As of December 6, 2013, the United States has a total resident population of 317,208,000

58.6 percent of 317,208,000 is 185,883,888 people. Supporting 317,208,000 people.

Which means of course that 41.4 percent of the US population is “unemployed” (not working anywhere, for any money) now.

Dec 07 2013

Striking for Raising the Minimum Wage

“We Can’t Survive on $7.25”: Fast-Food Workers Kick Off National Day of Action for Higher Pay



Full transcript can be read here

Fast-food workers are walking off the job in about 100 cities today in what organizers call their largest action to date. Today’s strikes and protests continue a campaign that began last year to call for a living wage of $15 an hour and the right to form a union without retaliation. Early this morning, Democracy Now!’s Amy Goodman and Hany Massoud headed to Times Square in New York City where a group of McDonald’s workers were joined by a crowd of hundreds of supporters to kick off their strike. We hear voices from the protest and speak to Camille Rivera of United NY, part of the newly formed New Day New York Coalition, which has organized this week of action to fight income inequality and build economic fairness.

US fast-food workers strike over low wages in nationwide protests

By Adam Gabatt, The Guardian

Thousands due to strike across 100 cities through the day in a signal of the growing clamour for action on income equality

Thousands of fast food and retail workers went on strike across the US on Thursday in a signal of the growing clamour for action on income equality.

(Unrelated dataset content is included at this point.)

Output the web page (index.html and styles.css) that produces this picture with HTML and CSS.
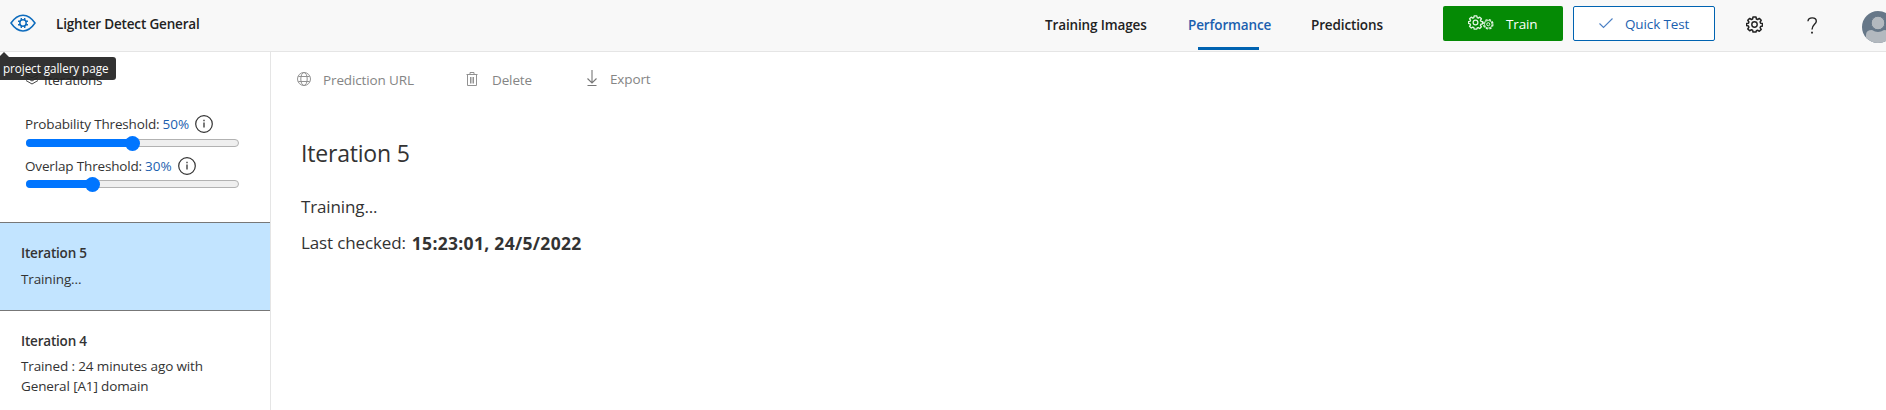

In Chicago, hundreds of protesters gathered outside a McDonalds at 6.15am. As a large “Christmas Grinch” ambled about in freezing temperatures, demonstrators chanted for the minimum wage to be increased to $15 per hour.

It was the first of nine strikes in Chicago, with employees at McDonalds, Wendy’s, Walgreens, Macy’s and Sears also due to walk off shift. Low wage workers were due to strike across 100 cities through the day, including Boston, Detroit, New York City, Oakland, Los Angeles and St Louis.

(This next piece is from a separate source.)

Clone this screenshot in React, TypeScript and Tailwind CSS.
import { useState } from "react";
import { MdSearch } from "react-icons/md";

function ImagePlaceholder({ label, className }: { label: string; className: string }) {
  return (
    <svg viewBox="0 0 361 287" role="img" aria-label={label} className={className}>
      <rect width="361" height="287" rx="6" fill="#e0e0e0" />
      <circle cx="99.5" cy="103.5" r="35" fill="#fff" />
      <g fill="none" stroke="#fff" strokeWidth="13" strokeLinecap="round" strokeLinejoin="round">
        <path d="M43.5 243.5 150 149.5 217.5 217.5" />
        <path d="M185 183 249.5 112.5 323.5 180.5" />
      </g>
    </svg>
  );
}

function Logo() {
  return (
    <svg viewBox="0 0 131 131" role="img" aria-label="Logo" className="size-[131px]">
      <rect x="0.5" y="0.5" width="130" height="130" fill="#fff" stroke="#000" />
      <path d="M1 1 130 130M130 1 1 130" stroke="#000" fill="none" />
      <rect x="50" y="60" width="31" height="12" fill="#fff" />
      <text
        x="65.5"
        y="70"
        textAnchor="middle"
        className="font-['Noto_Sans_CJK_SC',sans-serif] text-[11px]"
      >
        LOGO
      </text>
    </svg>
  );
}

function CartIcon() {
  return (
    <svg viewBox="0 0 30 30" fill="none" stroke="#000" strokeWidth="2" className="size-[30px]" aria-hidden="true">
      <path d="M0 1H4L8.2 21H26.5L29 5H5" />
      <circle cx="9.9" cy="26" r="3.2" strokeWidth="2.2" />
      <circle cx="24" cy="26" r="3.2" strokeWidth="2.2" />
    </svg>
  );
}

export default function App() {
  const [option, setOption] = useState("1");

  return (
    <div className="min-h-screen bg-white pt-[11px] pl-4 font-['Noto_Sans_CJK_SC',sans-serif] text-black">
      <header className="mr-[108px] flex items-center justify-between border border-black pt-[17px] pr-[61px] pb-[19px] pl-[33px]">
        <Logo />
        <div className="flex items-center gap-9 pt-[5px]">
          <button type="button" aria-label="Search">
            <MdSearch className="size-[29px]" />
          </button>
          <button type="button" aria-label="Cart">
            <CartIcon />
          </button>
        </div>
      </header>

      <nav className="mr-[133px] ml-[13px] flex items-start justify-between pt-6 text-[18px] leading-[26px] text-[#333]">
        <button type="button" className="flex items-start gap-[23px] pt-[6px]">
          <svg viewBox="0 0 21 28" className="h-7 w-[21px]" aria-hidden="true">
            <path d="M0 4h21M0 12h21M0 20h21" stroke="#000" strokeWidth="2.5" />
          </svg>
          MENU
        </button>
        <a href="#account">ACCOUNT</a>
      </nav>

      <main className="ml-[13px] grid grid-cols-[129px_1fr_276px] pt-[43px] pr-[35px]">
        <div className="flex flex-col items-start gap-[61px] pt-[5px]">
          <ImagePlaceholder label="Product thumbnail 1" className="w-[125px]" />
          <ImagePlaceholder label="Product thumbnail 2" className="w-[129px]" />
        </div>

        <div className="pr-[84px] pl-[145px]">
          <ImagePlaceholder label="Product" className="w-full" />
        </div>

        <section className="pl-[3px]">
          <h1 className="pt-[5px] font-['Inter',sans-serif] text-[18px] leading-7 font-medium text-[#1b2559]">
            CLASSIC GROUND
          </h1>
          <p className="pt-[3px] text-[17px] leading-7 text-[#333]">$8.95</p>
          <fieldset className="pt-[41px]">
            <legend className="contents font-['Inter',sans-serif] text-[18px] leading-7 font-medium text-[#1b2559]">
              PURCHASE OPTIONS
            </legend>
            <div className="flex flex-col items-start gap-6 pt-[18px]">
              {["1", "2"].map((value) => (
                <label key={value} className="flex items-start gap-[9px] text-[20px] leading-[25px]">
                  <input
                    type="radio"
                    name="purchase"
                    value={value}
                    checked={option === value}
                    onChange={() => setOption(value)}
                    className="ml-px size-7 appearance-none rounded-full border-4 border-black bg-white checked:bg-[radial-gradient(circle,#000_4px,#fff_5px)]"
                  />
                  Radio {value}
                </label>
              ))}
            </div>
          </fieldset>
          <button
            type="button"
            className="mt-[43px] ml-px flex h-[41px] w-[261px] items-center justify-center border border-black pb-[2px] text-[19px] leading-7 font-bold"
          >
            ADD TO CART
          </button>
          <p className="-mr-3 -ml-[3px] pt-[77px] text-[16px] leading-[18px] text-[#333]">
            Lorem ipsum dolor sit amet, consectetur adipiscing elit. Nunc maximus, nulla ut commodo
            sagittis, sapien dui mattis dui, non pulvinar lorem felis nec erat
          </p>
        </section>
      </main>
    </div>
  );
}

“Poverty Wages in the Land of Plenty”

By Amy Goodman, Democracy Now!

The holiday season is upon us. Sadly, the big retailers are Scrooges when it comes to paying their staffs. Undergirding the sale prices is an army of workers earning the minimum wage or a fraction above it, living check to check on their meager pay and benefits. The dark secret that the retail giants like Wal-Mart don’t want you to know is that many of these workers subsist below the poverty line, and rely on programs like food stamps and Medicaid just to get by.  This holiday season, though, low-wage workers from Wal-Mart to fast-food restaurants are standing up and fighting back.

“Wal-Mart was put in an uncomfortable spotlight on what should be the happiest day of the year for the retailer,” Josh Eidelson told me, reporting on the coordinated Black Friday protests. “These were the largest protests we’ve seen against Wal-Mart … you had 1,500 stores involved; you had over a hundred people arrested.” Wal-Mart is the world’s largest retailer, with 2.2 million employees, 1.3 million of whom are in the U.S. It reported close to $120 billion in gross profit for 2012. Just six members of the Walton family, whose patriarch, Sam Walton, founded the retail giant, have amassed an estimated combined fortune of between $115 billion-$144 billion. These six individuals have more wealth than the combined financial assets of the poorest 40 percent of the U.S. population.